Rows from a dataset of pages and code:
::::::::

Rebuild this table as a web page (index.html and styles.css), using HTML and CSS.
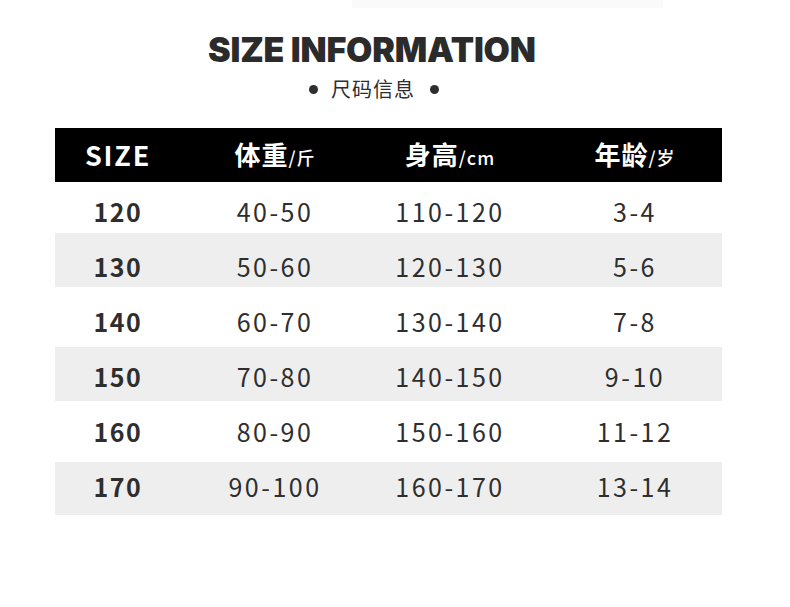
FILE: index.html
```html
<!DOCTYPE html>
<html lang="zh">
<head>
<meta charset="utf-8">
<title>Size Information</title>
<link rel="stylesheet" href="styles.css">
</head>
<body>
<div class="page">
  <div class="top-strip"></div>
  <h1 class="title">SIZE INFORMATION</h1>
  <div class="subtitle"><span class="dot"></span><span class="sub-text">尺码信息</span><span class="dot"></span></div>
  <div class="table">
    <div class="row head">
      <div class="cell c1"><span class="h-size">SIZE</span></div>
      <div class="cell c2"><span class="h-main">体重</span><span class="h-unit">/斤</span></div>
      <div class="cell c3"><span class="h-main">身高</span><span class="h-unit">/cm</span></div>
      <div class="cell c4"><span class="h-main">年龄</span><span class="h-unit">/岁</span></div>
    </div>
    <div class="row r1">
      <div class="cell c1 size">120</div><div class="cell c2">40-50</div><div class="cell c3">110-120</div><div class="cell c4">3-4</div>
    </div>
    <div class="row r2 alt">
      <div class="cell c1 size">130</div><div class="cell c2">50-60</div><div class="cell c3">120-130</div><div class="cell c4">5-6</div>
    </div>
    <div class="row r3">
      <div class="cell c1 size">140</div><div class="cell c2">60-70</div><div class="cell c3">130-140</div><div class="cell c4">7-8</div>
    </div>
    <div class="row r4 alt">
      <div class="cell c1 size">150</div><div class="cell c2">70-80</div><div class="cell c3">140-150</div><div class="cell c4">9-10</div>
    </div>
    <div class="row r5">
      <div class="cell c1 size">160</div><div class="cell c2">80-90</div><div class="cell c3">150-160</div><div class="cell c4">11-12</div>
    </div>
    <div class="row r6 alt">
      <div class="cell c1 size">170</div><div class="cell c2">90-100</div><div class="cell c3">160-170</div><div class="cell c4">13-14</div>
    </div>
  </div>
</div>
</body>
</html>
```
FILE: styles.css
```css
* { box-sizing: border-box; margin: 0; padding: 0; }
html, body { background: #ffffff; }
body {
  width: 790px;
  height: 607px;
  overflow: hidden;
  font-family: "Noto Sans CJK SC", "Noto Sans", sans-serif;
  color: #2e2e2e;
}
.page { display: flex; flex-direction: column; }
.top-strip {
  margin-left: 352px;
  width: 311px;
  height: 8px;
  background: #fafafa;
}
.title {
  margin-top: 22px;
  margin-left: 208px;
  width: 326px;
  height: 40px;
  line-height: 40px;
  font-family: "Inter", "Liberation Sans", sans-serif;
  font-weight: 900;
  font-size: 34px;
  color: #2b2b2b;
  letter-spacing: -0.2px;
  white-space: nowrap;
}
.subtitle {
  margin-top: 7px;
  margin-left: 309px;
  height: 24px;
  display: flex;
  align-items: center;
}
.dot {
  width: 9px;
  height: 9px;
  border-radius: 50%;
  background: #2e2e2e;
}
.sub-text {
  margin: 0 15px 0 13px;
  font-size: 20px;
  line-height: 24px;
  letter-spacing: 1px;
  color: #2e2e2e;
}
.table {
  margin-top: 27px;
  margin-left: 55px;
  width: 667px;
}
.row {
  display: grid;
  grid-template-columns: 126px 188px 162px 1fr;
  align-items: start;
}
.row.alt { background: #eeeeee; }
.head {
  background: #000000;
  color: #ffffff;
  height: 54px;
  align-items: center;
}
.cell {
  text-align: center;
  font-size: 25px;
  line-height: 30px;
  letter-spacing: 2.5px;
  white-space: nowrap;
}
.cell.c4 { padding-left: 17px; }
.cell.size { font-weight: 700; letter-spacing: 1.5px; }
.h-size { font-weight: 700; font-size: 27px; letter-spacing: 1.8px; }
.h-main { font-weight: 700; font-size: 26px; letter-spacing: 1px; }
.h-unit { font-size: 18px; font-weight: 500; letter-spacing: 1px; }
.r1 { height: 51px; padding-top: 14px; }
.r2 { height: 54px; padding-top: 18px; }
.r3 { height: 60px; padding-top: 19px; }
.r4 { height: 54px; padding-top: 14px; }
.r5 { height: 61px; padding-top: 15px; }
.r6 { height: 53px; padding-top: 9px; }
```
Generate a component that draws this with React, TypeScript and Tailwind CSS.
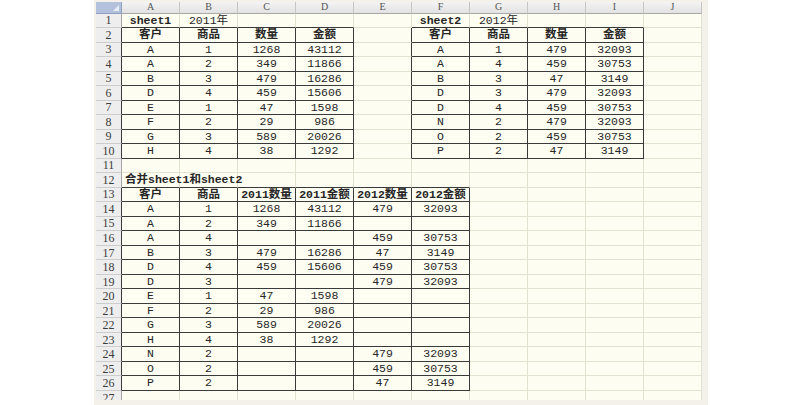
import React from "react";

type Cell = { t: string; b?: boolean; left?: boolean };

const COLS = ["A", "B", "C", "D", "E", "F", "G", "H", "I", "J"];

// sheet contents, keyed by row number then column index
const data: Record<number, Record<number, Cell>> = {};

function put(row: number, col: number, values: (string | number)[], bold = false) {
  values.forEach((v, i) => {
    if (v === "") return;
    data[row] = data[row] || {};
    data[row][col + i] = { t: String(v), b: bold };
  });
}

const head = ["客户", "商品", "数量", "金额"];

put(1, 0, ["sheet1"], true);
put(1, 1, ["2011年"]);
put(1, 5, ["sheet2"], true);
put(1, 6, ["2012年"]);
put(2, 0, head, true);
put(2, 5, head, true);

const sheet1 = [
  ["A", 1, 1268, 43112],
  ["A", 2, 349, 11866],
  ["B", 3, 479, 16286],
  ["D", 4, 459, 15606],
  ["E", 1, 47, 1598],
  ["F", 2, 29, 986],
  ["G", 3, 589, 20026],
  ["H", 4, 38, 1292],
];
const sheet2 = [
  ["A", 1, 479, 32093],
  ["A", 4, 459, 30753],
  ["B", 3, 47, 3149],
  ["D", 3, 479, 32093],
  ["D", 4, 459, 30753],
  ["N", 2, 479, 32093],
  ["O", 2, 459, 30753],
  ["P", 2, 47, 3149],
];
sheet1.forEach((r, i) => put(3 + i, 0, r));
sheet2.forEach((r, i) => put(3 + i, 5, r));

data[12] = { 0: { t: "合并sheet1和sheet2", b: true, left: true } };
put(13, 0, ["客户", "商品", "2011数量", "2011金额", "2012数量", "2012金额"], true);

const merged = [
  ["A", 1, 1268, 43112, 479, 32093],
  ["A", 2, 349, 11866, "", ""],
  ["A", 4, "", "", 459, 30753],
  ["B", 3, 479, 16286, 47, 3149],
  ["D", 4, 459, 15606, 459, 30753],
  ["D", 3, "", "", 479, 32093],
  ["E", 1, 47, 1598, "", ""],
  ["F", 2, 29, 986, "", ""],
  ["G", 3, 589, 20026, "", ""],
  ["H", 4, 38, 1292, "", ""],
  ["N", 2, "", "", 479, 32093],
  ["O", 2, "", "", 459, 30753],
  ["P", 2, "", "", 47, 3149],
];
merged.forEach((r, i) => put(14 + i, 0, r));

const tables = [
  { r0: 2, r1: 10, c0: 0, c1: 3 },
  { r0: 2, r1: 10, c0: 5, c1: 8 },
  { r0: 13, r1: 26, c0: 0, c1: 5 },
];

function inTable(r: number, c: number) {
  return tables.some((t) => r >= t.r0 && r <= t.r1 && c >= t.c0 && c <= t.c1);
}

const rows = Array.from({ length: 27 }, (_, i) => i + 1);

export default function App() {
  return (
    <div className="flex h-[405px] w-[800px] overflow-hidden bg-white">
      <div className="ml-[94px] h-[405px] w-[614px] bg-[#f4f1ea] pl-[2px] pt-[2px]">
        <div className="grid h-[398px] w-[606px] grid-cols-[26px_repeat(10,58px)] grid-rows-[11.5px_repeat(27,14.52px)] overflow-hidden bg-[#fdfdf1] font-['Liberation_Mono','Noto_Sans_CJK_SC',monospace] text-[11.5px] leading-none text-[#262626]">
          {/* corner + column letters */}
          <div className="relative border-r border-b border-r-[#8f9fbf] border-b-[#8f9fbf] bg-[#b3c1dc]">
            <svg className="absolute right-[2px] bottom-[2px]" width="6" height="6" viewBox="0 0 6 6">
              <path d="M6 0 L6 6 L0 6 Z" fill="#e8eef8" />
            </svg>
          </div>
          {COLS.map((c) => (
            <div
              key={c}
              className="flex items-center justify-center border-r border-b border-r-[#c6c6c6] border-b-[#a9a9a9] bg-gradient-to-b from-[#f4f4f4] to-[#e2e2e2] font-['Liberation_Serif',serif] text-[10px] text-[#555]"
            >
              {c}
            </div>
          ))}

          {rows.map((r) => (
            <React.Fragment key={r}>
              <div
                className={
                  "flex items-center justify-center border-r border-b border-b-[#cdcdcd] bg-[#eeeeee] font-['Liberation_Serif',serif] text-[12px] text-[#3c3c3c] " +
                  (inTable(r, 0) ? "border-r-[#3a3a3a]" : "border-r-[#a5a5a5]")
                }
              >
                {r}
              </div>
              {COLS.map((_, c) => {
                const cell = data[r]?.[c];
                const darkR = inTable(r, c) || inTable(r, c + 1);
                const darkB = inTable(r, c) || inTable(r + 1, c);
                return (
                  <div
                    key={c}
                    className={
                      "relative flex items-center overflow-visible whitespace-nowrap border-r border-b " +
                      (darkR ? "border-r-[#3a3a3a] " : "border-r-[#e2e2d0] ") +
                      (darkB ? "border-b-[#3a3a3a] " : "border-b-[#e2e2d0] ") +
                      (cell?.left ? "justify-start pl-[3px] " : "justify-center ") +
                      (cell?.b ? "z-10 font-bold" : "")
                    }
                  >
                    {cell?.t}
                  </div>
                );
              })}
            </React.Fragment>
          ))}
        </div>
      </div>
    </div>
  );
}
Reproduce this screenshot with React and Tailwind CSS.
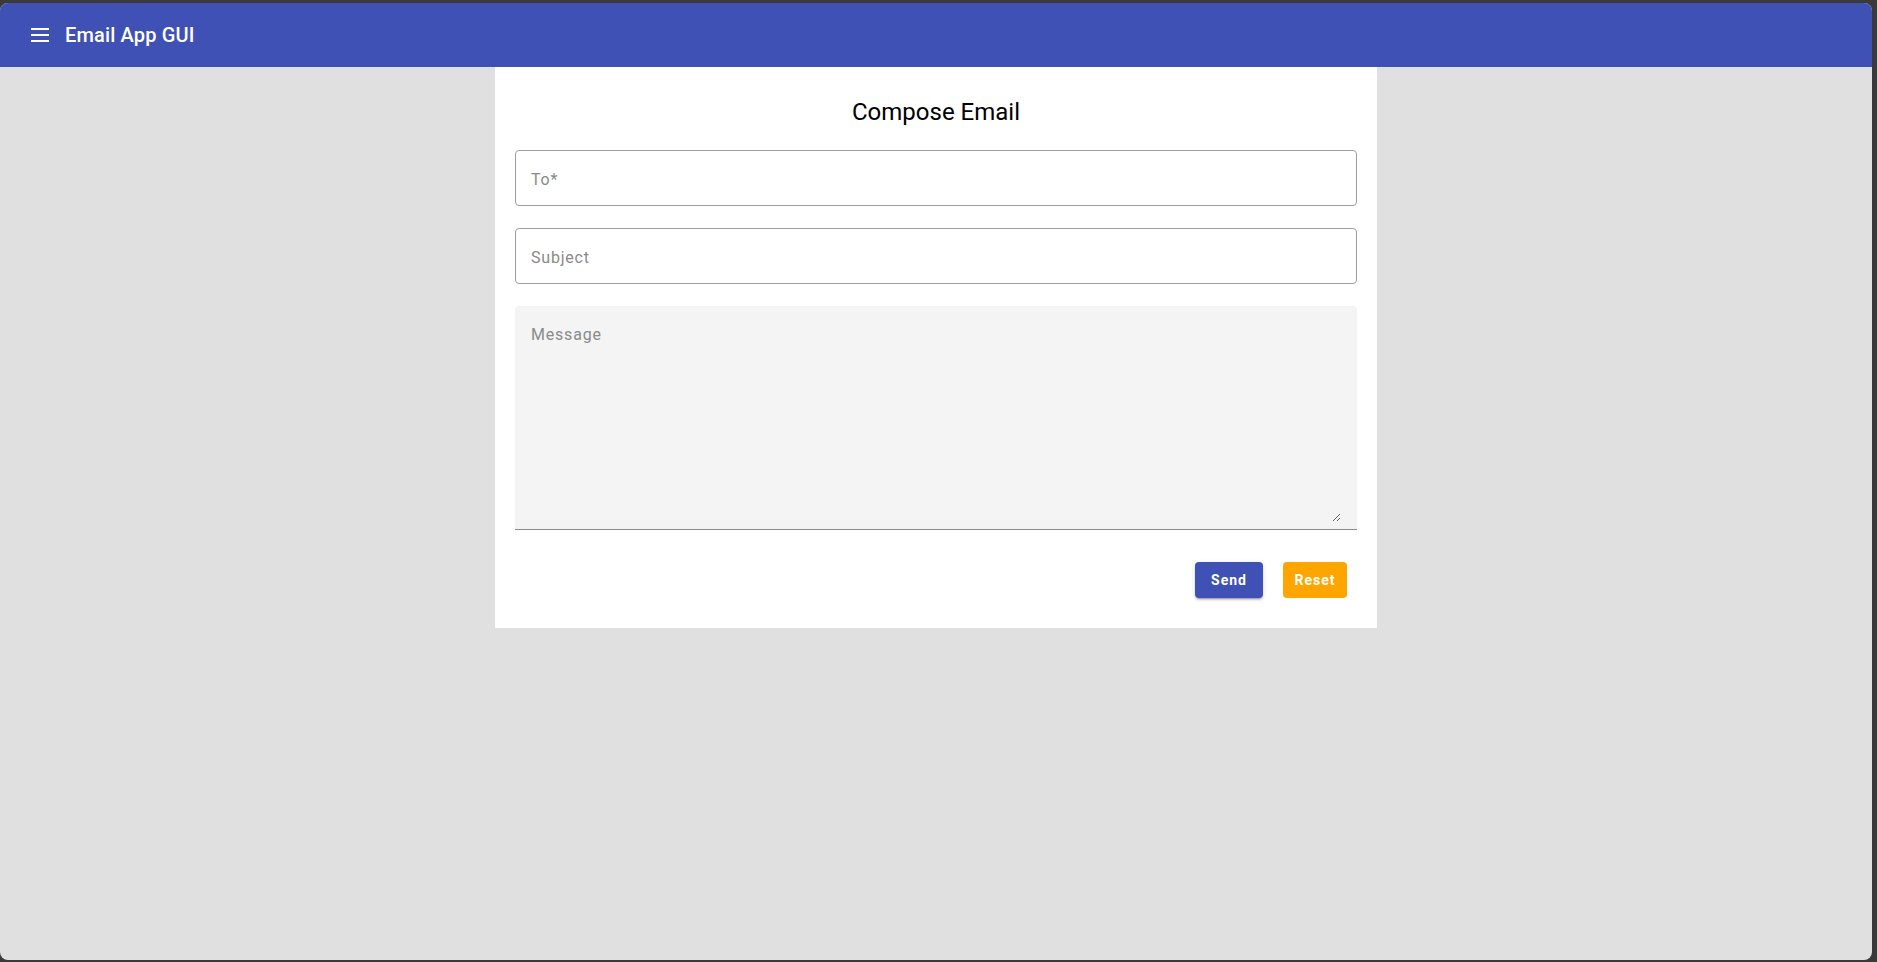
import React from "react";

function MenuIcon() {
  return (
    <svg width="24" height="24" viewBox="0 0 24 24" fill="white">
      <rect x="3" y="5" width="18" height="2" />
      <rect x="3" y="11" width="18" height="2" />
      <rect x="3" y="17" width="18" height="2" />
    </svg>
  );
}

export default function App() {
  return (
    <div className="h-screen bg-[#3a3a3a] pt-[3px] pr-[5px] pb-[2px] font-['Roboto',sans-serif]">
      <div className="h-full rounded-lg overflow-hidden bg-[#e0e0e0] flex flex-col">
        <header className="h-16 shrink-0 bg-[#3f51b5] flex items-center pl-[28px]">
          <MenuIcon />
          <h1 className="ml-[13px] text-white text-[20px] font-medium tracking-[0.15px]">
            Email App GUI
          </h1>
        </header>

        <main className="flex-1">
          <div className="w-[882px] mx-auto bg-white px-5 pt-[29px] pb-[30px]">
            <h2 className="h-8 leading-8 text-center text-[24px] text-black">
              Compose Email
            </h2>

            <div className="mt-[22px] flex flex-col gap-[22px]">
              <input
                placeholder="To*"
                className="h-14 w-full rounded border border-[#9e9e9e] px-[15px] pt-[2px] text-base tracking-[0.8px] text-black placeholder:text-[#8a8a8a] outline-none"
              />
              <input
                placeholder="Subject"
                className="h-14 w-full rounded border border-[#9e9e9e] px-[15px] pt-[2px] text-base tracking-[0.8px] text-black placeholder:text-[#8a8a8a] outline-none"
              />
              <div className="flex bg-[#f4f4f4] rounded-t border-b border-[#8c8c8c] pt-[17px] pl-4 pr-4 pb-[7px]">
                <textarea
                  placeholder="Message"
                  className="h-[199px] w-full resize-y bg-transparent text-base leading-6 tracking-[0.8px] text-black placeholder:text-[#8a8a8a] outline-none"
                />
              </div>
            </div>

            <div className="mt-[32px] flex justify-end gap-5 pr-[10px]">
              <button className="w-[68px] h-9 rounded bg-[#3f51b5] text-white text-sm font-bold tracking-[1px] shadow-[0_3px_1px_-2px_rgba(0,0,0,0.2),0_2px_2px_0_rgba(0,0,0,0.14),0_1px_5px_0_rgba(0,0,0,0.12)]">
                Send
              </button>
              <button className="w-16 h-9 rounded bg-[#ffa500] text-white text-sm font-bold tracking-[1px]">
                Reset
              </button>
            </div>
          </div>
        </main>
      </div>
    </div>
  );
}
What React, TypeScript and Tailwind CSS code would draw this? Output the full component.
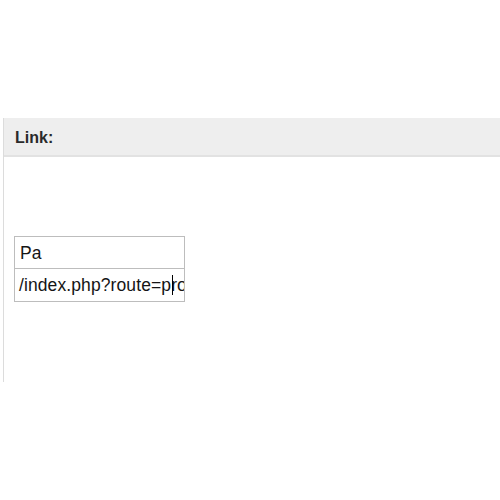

::::::::

* AIM
Search the listing for the word "styles" and return each line that holds it.

* PROBLEM SOLUTION
Rebuild this table as a web page (index.html and styles.css), using HTML and CSS.
<link rel="stylesheet" href="styles.css">
FILE: styles.css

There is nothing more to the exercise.